Mucuna urens D.C. occurs with other American shore-plants that are dispersed by the currents on the African West Coast; and there is no reason to doubt that its seeds perform the trans-Atlantic voyage. It is found in Polynesia, in Hawaii, in the Marquesas, and according to Reinecke also in Samoa; and probably it occurs in other groups. The specific determinations of the genus, however, need thorough overhauling, so that it is not possible to deal more than in general terms with the distribution of a species. The distribution of Mucuna urens in the Pacific is, however, irregular, and no doubt this is to be connected with the uncertain behaviour of its seeds when transported by tropical currents. The seeds would, I venture to think, often sink through abortive germination in the warm areas of equatorial seas.

When in Hawaii I kept ten of the seeds of this species (M. urens D.C.) in sea-water for four and a half months, none of them sinking in that period, the temperature of the water rarely reaching over 80°F., the average daily temperature being 76-77°. However, when four years afterwards in England I placed five of the seeds obtained at the same time in sea-water under conditions where the water-temperature ranged for the first few weeks between 75° and 90°, three of them began to swell within ten days, and on removal at once germinated healthily. The remaining two were afloat at the end of twelve months, and when planted one of them germinated a month afterwards.

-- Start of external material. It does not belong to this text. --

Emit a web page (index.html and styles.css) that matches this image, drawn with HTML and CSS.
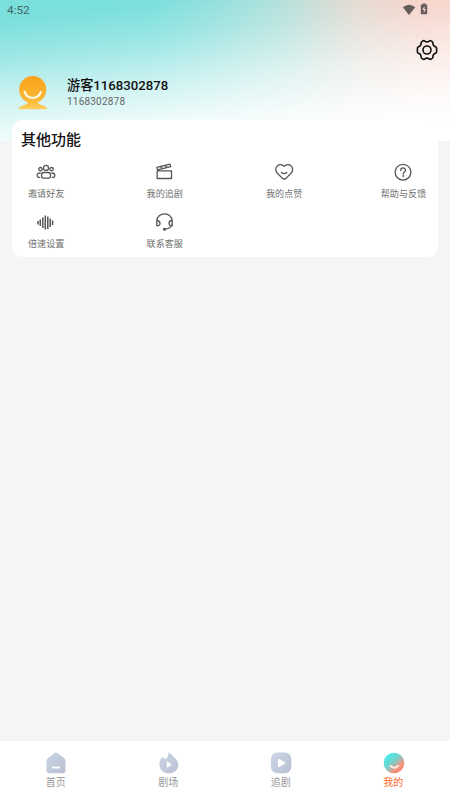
FILE: index.html
```html
<!DOCTYPE html>
<html lang="zh-CN">
<head>
<meta charset="utf-8">
<title>我的</title>
<link rel="stylesheet" href="styles.css">
</head>
<body>
<div class="app">
  <header class="hero">
    <div class="status">
      <span class="time">4:52</span>
      <svg class="wifi" width="14" height="12" viewBox="0 0 14 12"><path d="M.8 3.2Q7-1.8 13.2 3.2L7 11z" fill="#655d5a"/></svg>
      <svg class="battery" width="8" height="12" viewBox="0 0 8 12"><path d="M2.500.5h3v1h1q.7 0 .7.7v8.200q0 .8-.8.8H1.600q-.8 0-.8-.8V2.200q0-.7.7-.7h1z" fill="#655d5a"/><path d="M4.500 3L2.300 6.800h1.500V10L5.900 6H4.500z" fill="#f0d8d0"/></svg>
    </div>
    <div class="toolbar">
      <svg width="22" height="22" viewBox="0 0 22 22" fill="none" stroke="#111" stroke-width="1.600" stroke-linejoin="round"><path d="M7.300 1.700Q8.100 1.400 8.800 2.100Q11 3.700 13.200 2.100Q13.900 1.400 14.700 1.700L16.400 2.800Q17 3.300 16.900 4.200Q17 7 19.500 7.700Q20.400 8 20.600 9V13Q20.400 14 19.500 14.300Q17 15 16.900 17.800Q17 18.700 16.400 19.200L14.700 20.300Q13.900 20.600 13.200 19.900Q11 18.300 8.800 19.900Q8.100 20.600 7.300 20.300L5.600 19.200Q5 18.700 5.100 17.800Q5 15 2.500 14.300Q1.600 14 1.400 13V9Q1.600 8 2.500 7.700Q5 7 5.100 4.200Q5 3.300 5.600 2.800Z"/><circle cx="11" cy="11" r="4"/></svg>
    </div>
    <div class="profile">
      <svg class="avatar" width="30" height="35" viewBox="0 0 30 35">
        <defs><linearGradient id="sun" x2="0" y2="1"><stop offset="0" stop-color="#f9a21c"/><stop offset="1" stop-color="#fbbc3a"/></linearGradient><linearGradient id="base" x2="0" y2="1"><stop offset="0" stop-color="#fbb936"/><stop offset="1" stop-color="#fdd060"/></linearGradient></defs>
        <path d="M10.500 26H19Q20 28.300 26 30Q30 31.500 29 33.200H1Q-.5 31.500 4 30Q9.500 28.300 10.500 26z" fill="url(#base)"/>
        <circle cx="14.700" cy="13.700" r="13.600" fill="url(#sun)"/>
        <path d="M6.700 16C9 23.800 20.400 23.800 22.700 16" fill="none" stroke="#fff7e5" stroke-width="2.300" stroke-linecap="round"/>
      </svg>
      <div class="identity">
        <div class="name">游客1168302878</div>
        <div class="uid">1168302878</div>
      </div>
    </div>
  </header>

  <main class="card">
    <h2>其他功能</h2>
    <div class="grid">
      <div class="item">
        <svg viewBox="0 0 20 20"><circle cx="10" cy="5.900" r="2.500"/><circle cx="4.500" cy="7.200" r="1.700"/><circle cx="15.500" cy="7.200" r="1.700"/><rect x="5.500" y="10.500" width="9" height="5.700" rx="2.500"/><path d="M4.200 11Q1.200 11 1.200 13.300T3.700 15.400M15.800 11Q18.800 11 18.800 13.300T16.300 15.400"/></svg>
        <span>邀请好友</span>
      </div>
      <div class="item">
        <svg viewBox="0 0 20 20"><path d="M2.200 8.800H16.500V16.500H2.200zM1.800 5.300L15 2.100L15.700 4.600L2.500 7.800zM5.600 4.500L7.300 6.500M10.100 3.300L11.800 5.400"/></svg>
        <span>我的追剧</span>
      </div>
      <div class="item">
        <svg viewBox="0 0 20 20"><path d="M10.200 4.400C7.800 1.500 4 2.200 2.400 5C1.300 7.200 1.800 9.400 3.400 11.200L8.700 16.600Q10.200 17.900 11.700 16.600L17 11.200C18.600 9.400 19.100 7.200 18 5C16.400 2.200 12.600 1.500 10.200 4.400zM7.600 10.500Q10.200 12.700 12.800 10.500"/></svg>
        <span>我的点赞</span>
      </div>
      <div class="item">
        <svg viewBox="0 0 20 20"><circle cx="10" cy="10.200" r="7.900"/><path d="M7.700 8.400C7.700 5 12.500 5.200 12.500 8.100C12.500 10 10.200 9.900 10.200 12M10.200 13.300V14.500"/></svg>
        <span>帮助与反馈</span>
      </div>
      <div class="item">
        <svg viewBox="0 0 20 20"><path class="bars" d="M2 9V12.500M4.300 7.500V14M6.800 5.600V16M9.300 3.500V17.500M11.800 4.600V17M14.200 6.500V15M16.600 8.500V13"/></svg>
        <span>倍速设置</span>
      </div>
      <div class="item">
        <svg viewBox="0 0 20 20"><path d="M1.800 9C1.800-.5 17.200-.5 17.200 9V11.500Q16.500 16.500 10.300 17.200M1.800 8.500Q5 8.500 5 11.200T1.800 13.700zM17.200 8.500Q14 8.500 14 11.200T17.200 13.700z"/><circle cx="9.500" cy="17.200" r=".9" fill="#555"/></svg>
        <span>联系客服</span>
      </div>
    </div>
  </main>

  <nav class="tabs">
    <svg class="defs" width="0" height="0"><defs><linearGradient id="mute" x2="1" y2="1"><stop offset="0" stop-color="#cbd6e8"/><stop offset="1" stop-color="#b9c0d0"/></linearGradient><linearGradient id="active" x1=".15" y1=".1" x2=".9" y2=".9"><stop offset="0" stop-color="#3fefeb"/><stop offset=".42" stop-color="#76cfc9"/><stop offset=".75" stop-color="#f1957f"/><stop offset="1" stop-color="#ff8069"/></linearGradient></defs></svg>
    <div class="tab">
      <svg width="22" height="22" viewBox="0 0 22 22"><path d="M9.300 1.200Q11 0 12.700 1.200L19 6.100Q20.500 7.300 20.500 9V18.500Q20.500 21.300 17.700 21.300H4.300Q1.500 21.300 1.500 18.500V9Q1.500 7.300 3 6.100z" fill="url(#mute)"/><path d="M7.800 15.500H14.200" stroke="#fff" stroke-width="1.800" stroke-linecap="round"/></svg>
      <span>首页</span>
    </div>
    <div class="tab">
      <svg width="22" height="22" viewBox="0 0 22 22"><path d="M10.500.5Q14 1.700 15.500 5C18 6.500 20.300 9.500 20.300 12.500C20.300 18 16 21.500 10.900 21.500S1.400 17.700 1.400 12.500Q1.400 8.500 3.200 6Q4.500 4.500 6 6.200L8.500 7Q10.500 4.500 10.500.5z" fill="url(#mute)"/><path d="M8.700 9.800Q8.700 9 9.500 9.500L13.200 12Q14 12.600 13.200 13.200L9.500 15.600Q8.700 16 8.700 15.100z" fill="#fff"/></svg>
      <span>剧场</span>
    </div>
    <div class="tab">
      <svg width="22" height="22" viewBox="0 0 22 22"><rect x=".9" y=".4" width="20.500" height="20.800" rx="6.500" fill="url(#mute)"/><path d="M8 7.600Q8 6.200 9.200 6.900L15 10.200Q15.900 10.900 15 11.600L9.200 14.900Q8 15.500 8 14.200z" fill="#fff"/></svg>
      <span>追剧</span>
    </div>
    <div class="tab active">
      <svg width="22" height="22" viewBox="0 0 22 22"><circle cx="11" cy="11" r="10.300" fill="url(#active)"/><path d="M7.400 13.800Q11.400 17.600 15.300 13.800" fill="none" stroke="#ffe9df" stroke-width="1.900" stroke-linecap="round"/></svg>
      <span>我的</span>
    </div>
  </nav>
</div>
</body>
</html>
```
FILE: styles.css
```css
* { box-sizing: border-box; }
body {
  margin: 0;
  font-family: Roboto, "Noto Sans CJK SC", sans-serif;
  background: #f5f5f5;
}
svg { display: block; flex: none; }
.app {
  display: flex;
  flex-direction: column;
  height: 800px;
}
.hero {
  height: 141px;
  flex: none;
  background:
    linear-gradient(354deg, #fff 10%, rgba(255,255,255,.9) 25%, rgba(255,255,255,.64) 46%, rgba(255,255,255,.22) 72%, rgba(255,255,255,0) 90%),
    linear-gradient(75deg, #7bdfdc 0%, #7bdfdc 38%, #8cdfdc 49%, #a8dfda 63%, #dfd6cd 80%, #f4cdc2 93%);
}
.status {
  display: flex;
  height: 20px;
  padding: 3px 22.5px 0 7px;
}
.time {
  flex: 1;
  font-size: 11.8px;
  line-height: 15px;
  color: #3f6665;
}
.battery { margin-left: 4px; }
.wifi { margin-top: 1px; }
.toolbar {
  display: flex;
  justify-content: flex-end;
  padding: 19px 12.5px 0 0;
}
.profile {
  display: flex;
  padding: 15px 0 0 18px;
}
.identity { margin-left: 19px; padding-top: 1px; }
.name {
  font-size: 13.2px;
  font-weight: 500;
  line-height: 18px;
  color: #111;
}
.uid {
  font-size: 10px;
  letter-spacing: .2px;
  line-height: 13px;
  color: #666;
}
.card {
  height: 137px;
  margin: -21px 12.5px 0 12.4px;
  padding: 9px 10px 0 9px;
  flex: none;
  border-radius: 10px;
  background: #fff;
}
h2 {
  margin: 0 0 0 -.5px;
  font-size: 15px;
  font-weight: 500;
  line-height: 22px;
  color: #111;
}
.grid {
  display: grid;
  grid-template-columns: repeat(4, 48px);
  grid-auto-rows: 50px;
  justify-content: space-between;
  padding-top: 11px;
}
.item {
  display: flex;
  flex-direction: column;
  align-items: center;
  font-size: 9.1px;
  line-height: 14px;
  color: #707070;
  white-space: nowrap;
}
.item svg {
  width: 20px;
  height: 20px;
  fill: none;
  stroke: #555;
  stroke-width: 1.3;
  stroke-linejoin: round;
  stroke-linecap: round;
}
.item svg .bars { stroke-width: 1.5; stroke-linecap: butt; }
.item span { margin-top: 5px; }
.item:nth-child(4n + 1) { padding-left: 1.5px; }
.tabs {
  display: grid;
  grid-template-columns: repeat(4, 1fr);
  height: 59px;
  margin-top: auto;
  background: #fff;
}
.defs { position: absolute; }
.tab {
  display: flex;
  flex-direction: column;
  align-items: center;
  padding-top: 11px;
  font-size: 10px;
  line-height: 15px;
  color: #999;
}
.tab span { margin: 1px 1px 0 0; }
.tab.active { color: #ff6a2b; }
```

Having experimented on the seeds of about half a dozen different species of Mucuna in sea-water, all with buoyant qualities, it is possible for me to lay down the general rule for the buoyant seeds of the genus that sinking is the result of an attempt at germination, which, as before observed, proves abortive unless the seed is removed in time. It is obvious that the gardener wishing to raise plants of this genus without delay might profitably adopt the method of keeping them afloat in water at a temperature of 80-90° F. until they begin to swell, which may happen in some cases in a few days. Sea-water seems to produce the most rapid results.